───── Entries provided

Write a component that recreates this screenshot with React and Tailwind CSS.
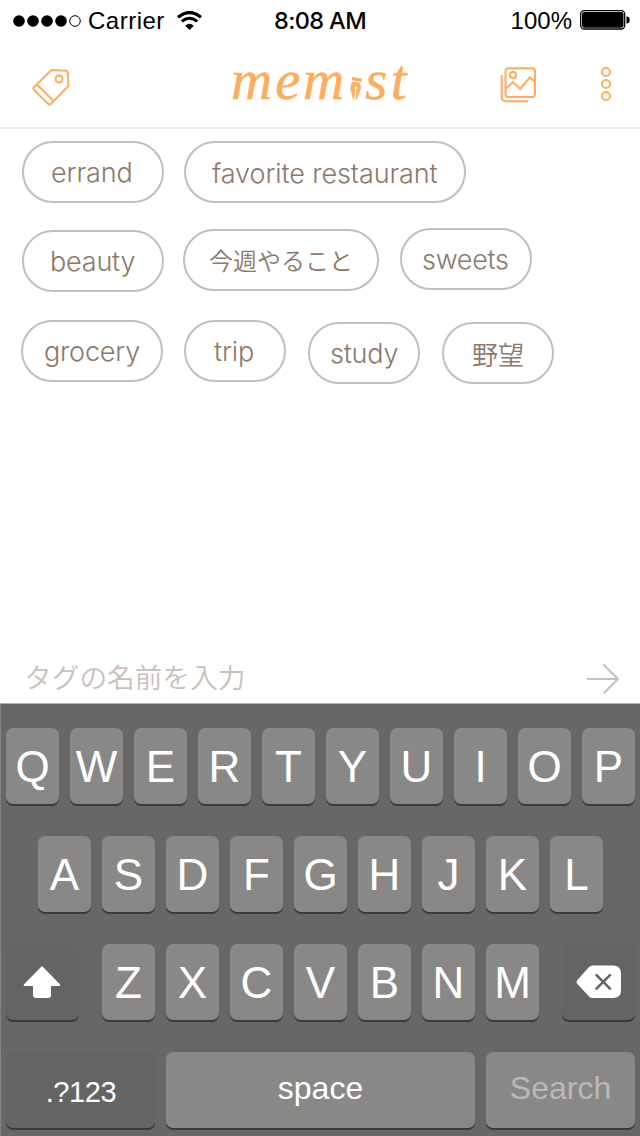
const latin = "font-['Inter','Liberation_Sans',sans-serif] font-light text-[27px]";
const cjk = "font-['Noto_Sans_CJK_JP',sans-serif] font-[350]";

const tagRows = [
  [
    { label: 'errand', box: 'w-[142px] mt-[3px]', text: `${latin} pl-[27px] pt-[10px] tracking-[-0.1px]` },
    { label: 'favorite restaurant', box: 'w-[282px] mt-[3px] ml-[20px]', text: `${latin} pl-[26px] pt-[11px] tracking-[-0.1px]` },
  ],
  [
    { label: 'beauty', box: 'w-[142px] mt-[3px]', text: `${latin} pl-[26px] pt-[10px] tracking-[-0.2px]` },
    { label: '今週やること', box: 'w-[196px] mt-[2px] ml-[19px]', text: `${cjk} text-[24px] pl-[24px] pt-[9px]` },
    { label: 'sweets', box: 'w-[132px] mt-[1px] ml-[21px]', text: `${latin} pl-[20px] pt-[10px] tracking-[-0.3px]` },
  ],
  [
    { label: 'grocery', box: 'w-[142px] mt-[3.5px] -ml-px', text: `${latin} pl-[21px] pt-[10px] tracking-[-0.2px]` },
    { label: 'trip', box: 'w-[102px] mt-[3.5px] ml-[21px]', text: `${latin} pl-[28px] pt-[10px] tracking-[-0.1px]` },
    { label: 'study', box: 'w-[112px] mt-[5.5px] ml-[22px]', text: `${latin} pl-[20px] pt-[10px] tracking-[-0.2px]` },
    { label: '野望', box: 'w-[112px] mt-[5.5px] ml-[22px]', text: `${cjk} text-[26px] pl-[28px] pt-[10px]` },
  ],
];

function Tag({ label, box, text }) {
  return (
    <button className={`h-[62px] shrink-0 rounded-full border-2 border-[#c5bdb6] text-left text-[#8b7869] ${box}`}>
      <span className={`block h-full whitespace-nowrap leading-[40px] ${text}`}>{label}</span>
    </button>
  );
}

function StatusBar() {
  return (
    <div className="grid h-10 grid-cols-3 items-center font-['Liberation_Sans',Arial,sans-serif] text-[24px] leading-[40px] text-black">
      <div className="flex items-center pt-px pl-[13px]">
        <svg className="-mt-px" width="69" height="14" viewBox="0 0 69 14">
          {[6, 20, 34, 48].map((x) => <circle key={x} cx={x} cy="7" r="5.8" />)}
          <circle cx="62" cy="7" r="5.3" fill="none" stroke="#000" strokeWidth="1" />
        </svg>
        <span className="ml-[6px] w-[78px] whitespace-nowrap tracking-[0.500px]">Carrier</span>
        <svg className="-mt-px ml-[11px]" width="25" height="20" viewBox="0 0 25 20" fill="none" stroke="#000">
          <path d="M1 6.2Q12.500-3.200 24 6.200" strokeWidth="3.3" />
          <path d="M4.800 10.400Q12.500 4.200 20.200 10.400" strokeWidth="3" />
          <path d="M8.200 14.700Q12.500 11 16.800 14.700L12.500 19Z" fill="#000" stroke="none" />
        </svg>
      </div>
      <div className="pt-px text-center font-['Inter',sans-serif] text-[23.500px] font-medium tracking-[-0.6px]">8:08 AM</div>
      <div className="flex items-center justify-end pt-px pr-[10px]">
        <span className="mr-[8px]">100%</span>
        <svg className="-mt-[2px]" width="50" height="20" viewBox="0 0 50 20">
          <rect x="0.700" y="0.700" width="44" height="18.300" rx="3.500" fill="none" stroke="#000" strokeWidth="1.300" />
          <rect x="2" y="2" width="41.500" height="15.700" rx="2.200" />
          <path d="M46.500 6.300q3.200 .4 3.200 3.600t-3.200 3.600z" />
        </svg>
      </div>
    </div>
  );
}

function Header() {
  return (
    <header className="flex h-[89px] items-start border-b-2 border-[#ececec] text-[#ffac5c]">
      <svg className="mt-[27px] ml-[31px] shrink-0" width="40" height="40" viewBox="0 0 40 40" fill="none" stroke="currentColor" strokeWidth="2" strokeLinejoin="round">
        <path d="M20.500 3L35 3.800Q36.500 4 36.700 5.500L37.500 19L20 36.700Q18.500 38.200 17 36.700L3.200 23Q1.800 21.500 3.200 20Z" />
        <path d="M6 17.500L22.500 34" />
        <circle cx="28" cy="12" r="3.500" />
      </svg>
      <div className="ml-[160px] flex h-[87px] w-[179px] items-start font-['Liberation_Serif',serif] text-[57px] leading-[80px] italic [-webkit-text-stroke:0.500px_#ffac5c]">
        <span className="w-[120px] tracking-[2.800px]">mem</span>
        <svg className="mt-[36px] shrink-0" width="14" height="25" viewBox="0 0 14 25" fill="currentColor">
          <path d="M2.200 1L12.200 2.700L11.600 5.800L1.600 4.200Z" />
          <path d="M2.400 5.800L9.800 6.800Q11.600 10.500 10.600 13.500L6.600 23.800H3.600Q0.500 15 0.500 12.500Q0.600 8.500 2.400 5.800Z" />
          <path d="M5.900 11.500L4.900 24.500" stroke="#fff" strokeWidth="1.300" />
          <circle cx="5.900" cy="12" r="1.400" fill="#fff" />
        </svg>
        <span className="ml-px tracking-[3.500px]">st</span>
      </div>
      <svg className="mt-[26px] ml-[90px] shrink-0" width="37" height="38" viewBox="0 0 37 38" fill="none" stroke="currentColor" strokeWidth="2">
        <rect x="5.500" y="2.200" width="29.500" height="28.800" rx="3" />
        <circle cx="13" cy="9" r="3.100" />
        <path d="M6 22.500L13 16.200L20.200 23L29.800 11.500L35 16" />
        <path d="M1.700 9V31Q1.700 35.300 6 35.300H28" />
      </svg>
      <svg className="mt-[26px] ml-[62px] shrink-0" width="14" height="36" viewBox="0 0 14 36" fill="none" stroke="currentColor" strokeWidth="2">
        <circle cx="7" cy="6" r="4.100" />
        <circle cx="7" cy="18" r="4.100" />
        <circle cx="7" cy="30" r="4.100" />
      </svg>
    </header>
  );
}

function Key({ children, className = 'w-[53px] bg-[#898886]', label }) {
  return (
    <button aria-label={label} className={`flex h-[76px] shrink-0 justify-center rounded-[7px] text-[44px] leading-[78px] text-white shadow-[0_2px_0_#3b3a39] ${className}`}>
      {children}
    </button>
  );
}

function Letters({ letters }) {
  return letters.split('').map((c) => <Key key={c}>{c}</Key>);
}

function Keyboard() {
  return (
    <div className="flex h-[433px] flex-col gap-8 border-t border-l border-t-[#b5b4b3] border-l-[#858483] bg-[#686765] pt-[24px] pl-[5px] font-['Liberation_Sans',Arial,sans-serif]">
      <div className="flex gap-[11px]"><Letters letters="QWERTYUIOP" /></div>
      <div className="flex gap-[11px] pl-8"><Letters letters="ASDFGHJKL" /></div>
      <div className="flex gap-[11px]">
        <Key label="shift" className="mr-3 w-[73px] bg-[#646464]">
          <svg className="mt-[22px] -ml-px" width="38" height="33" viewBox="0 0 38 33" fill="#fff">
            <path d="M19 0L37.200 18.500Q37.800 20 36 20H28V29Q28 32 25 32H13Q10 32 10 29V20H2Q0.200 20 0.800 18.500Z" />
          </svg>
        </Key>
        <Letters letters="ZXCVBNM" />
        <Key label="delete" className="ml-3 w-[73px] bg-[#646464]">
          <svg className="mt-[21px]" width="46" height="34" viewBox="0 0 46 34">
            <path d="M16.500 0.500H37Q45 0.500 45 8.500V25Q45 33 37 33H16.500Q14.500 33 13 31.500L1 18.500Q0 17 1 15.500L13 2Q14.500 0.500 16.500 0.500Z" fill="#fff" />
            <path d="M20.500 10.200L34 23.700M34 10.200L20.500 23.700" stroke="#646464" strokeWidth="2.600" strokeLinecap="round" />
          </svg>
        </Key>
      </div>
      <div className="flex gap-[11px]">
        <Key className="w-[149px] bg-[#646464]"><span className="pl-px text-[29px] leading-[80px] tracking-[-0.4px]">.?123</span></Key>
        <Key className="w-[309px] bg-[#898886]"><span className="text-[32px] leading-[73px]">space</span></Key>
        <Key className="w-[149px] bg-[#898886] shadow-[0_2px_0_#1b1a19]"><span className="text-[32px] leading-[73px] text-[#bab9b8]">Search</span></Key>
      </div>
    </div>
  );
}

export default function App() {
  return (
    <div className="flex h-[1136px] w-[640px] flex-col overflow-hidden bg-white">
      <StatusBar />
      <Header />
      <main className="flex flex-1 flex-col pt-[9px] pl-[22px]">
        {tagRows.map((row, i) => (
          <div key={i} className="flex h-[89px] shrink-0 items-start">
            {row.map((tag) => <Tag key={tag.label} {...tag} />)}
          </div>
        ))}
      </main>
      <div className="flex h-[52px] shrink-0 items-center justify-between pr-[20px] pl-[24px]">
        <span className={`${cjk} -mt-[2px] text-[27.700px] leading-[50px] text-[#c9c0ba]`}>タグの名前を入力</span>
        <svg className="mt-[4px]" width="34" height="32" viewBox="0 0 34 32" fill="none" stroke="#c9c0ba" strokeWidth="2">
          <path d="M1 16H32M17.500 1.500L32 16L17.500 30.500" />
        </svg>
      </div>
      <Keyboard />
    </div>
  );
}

──────────
───── Entries provided

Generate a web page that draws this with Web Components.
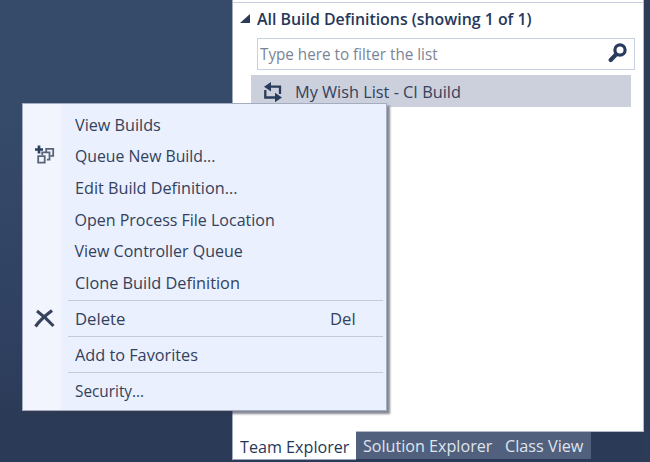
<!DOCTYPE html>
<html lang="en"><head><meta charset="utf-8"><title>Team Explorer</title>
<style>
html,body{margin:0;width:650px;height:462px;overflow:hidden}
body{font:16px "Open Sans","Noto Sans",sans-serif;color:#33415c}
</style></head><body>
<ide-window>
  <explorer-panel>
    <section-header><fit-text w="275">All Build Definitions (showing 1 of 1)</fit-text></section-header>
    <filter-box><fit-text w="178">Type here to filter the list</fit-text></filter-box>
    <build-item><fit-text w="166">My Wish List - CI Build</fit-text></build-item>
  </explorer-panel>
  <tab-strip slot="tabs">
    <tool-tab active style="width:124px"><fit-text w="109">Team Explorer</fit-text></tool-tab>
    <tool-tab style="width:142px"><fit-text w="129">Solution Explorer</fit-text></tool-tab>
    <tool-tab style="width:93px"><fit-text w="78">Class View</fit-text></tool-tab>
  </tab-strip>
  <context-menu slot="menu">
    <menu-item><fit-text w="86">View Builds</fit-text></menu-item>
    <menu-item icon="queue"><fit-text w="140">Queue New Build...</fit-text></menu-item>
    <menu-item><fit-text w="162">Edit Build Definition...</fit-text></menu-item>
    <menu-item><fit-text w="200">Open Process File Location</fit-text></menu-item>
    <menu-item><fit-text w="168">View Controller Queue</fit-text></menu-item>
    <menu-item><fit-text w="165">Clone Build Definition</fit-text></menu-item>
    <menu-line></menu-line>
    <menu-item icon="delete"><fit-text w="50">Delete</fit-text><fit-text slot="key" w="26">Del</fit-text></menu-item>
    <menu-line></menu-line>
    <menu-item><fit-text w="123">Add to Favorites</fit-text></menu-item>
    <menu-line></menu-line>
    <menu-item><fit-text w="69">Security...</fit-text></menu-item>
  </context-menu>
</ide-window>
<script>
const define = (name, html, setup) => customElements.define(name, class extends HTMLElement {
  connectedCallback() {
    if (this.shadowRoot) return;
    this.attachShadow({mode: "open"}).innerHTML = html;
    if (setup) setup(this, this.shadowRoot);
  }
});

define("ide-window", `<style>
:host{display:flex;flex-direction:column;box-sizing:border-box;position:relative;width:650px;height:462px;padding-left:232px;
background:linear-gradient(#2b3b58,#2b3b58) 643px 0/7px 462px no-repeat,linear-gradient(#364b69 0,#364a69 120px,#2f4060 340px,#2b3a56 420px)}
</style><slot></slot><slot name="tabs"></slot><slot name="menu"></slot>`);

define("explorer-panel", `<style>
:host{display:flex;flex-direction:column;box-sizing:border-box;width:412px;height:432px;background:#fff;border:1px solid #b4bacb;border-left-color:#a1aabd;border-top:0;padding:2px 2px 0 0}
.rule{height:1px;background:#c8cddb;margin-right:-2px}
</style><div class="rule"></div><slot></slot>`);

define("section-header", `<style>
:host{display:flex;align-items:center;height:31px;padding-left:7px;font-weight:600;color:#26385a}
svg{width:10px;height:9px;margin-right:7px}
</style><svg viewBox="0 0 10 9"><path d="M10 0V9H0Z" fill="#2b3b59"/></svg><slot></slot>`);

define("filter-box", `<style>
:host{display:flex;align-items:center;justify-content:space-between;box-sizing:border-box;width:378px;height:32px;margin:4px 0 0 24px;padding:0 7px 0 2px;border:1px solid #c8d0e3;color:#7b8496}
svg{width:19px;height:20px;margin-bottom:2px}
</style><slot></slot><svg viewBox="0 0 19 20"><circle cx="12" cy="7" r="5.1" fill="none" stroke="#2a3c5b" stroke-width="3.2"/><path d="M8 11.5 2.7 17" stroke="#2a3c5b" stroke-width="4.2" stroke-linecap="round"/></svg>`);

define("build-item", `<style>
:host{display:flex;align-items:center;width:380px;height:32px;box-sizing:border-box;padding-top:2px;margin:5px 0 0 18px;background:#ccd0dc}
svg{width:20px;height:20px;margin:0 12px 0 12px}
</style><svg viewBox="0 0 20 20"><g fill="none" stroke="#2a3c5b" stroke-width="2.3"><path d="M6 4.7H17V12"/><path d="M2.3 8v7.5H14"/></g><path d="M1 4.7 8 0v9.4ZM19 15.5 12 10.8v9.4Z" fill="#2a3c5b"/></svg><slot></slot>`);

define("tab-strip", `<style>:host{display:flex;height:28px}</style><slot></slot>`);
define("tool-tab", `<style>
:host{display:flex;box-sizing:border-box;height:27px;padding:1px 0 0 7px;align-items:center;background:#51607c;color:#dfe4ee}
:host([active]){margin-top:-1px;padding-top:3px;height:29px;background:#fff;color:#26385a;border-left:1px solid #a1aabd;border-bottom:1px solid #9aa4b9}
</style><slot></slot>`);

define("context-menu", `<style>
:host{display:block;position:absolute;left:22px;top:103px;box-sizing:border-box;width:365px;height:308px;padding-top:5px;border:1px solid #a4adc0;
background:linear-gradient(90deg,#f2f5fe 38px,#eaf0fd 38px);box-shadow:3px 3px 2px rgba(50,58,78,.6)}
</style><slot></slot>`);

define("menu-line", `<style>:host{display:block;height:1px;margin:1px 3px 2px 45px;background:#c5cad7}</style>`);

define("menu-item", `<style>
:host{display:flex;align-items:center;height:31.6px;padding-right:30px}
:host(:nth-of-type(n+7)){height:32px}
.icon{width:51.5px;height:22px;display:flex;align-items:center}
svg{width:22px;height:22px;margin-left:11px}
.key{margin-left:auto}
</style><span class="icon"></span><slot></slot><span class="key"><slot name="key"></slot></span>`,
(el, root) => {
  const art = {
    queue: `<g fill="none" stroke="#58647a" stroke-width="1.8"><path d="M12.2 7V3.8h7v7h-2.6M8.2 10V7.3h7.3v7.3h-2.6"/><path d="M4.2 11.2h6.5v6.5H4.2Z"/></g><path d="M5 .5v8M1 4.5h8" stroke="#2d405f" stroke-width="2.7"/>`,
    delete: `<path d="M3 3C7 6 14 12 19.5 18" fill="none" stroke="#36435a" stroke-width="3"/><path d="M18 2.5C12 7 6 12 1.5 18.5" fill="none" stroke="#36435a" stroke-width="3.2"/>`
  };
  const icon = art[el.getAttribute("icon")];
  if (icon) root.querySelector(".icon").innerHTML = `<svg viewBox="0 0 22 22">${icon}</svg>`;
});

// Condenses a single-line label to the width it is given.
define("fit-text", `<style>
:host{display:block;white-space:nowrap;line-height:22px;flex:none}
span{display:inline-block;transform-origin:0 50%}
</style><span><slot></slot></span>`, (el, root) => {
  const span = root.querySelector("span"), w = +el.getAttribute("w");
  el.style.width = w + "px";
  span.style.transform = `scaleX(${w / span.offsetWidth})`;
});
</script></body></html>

──────────
───── Entries provided

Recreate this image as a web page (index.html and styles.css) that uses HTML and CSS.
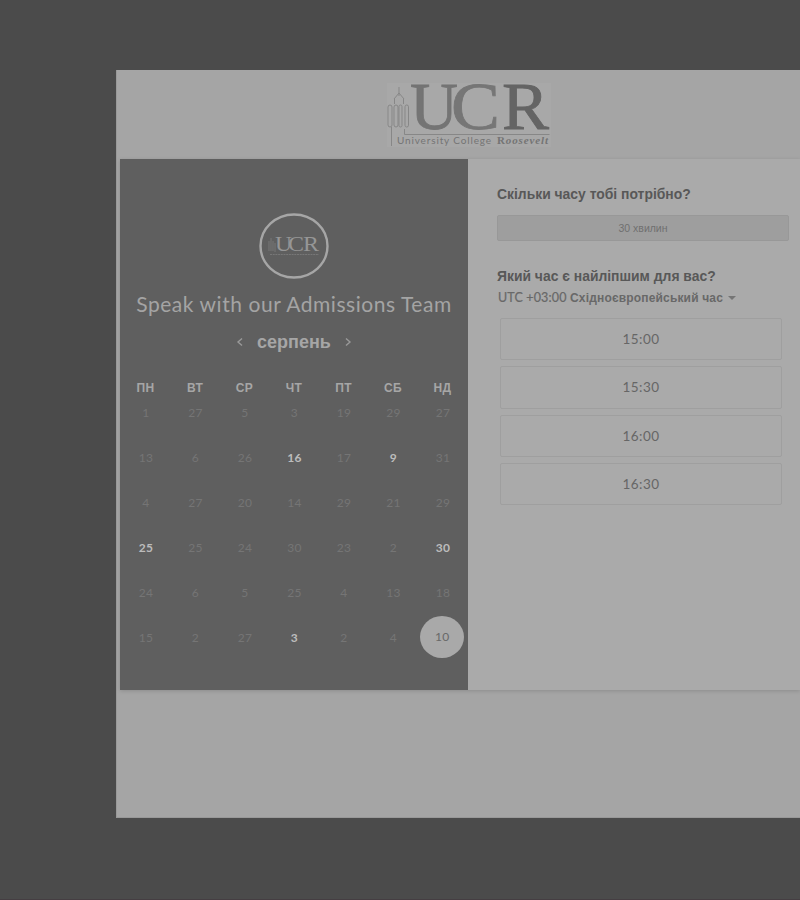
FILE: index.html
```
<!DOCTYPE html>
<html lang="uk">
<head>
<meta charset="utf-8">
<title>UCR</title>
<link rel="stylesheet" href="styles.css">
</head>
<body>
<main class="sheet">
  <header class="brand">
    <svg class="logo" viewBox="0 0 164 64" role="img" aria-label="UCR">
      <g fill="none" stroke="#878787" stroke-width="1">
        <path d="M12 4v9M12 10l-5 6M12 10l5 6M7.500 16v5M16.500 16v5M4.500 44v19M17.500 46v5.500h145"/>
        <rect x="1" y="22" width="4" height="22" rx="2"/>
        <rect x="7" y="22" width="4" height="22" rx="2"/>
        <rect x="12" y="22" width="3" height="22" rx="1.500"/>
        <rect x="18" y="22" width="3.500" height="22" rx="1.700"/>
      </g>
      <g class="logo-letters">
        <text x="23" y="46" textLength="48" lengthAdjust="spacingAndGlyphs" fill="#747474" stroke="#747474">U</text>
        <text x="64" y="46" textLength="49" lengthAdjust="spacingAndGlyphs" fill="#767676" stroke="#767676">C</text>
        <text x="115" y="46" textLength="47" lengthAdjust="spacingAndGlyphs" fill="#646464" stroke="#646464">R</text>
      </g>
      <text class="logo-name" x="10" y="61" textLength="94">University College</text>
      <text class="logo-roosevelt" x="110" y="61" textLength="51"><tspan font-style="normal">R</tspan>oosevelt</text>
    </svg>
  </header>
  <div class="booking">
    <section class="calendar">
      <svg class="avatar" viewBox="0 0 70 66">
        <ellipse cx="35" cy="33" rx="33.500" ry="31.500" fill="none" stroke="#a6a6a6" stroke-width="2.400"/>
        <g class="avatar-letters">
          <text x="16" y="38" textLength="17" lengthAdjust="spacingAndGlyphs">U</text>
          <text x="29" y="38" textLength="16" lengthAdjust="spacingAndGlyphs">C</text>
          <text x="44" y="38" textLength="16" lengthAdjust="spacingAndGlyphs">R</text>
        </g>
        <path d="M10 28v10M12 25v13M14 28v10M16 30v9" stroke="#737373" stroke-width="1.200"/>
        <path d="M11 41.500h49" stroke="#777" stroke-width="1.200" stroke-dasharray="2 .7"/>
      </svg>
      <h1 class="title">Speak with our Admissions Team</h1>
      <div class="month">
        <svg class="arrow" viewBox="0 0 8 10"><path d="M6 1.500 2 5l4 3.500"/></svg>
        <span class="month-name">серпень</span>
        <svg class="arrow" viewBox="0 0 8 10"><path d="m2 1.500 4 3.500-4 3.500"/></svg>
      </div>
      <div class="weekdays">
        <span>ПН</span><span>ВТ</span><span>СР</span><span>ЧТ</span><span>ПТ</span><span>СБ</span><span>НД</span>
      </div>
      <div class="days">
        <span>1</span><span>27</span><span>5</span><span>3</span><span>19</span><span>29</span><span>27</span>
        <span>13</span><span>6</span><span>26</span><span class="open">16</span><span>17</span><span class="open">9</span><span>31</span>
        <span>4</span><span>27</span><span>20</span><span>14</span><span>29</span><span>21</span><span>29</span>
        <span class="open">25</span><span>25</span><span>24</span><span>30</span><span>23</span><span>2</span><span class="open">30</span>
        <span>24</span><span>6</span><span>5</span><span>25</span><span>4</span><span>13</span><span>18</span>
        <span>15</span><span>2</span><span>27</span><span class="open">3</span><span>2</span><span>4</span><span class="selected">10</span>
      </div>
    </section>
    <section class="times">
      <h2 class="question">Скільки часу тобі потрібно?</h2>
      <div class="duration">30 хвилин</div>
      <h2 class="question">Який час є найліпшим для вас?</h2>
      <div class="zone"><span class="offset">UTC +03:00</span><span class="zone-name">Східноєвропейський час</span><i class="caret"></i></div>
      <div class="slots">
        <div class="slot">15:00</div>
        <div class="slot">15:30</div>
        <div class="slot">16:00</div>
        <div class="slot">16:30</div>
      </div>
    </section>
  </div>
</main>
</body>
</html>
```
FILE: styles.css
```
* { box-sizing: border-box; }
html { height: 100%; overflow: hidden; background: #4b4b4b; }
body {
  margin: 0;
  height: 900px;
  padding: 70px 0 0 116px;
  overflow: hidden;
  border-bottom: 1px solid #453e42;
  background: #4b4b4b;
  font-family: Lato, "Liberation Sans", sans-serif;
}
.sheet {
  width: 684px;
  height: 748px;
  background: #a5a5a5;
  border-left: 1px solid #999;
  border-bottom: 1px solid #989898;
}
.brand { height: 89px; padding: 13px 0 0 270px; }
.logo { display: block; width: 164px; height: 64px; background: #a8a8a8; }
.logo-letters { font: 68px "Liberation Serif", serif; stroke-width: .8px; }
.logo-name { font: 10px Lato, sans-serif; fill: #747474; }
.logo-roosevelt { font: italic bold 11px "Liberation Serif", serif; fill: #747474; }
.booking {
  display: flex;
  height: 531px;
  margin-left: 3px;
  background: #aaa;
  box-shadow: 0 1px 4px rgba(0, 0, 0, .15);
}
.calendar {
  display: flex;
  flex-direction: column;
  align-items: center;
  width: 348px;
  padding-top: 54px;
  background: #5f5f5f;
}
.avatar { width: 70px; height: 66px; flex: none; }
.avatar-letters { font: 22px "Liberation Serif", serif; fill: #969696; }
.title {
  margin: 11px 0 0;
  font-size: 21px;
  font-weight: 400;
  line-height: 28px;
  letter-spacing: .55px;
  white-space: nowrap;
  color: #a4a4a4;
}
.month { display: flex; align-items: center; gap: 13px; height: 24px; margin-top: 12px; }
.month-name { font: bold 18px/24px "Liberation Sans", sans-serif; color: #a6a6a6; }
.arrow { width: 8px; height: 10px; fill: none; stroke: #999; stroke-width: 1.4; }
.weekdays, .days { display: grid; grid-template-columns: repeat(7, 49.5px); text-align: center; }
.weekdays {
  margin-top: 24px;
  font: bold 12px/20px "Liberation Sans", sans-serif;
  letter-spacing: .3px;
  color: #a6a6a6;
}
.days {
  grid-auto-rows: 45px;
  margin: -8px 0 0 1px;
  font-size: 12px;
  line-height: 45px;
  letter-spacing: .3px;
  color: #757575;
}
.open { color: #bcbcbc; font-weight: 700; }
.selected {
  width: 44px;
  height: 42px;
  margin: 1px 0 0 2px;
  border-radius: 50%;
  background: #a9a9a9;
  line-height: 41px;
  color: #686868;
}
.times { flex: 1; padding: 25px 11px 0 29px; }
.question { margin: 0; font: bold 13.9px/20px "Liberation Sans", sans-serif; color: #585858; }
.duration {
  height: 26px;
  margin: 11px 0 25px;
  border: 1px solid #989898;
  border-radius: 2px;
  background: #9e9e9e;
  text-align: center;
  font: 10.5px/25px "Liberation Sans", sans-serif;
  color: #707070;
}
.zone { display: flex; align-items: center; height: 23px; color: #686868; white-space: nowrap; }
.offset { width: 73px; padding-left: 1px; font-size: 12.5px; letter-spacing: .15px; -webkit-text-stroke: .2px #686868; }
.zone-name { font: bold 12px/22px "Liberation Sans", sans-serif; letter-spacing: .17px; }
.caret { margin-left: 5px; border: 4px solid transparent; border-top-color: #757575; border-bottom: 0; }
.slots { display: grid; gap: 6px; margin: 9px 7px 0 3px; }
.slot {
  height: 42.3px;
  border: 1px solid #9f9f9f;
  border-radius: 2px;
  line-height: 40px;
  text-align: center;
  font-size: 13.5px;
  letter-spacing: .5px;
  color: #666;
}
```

──────────

From the data, pick out every line that includes "page".

→ Complete answer:
Generate a web page that draws this with Web Components.
Recreate this image as a web page (index.html and styles.css) that uses HTML and CSS.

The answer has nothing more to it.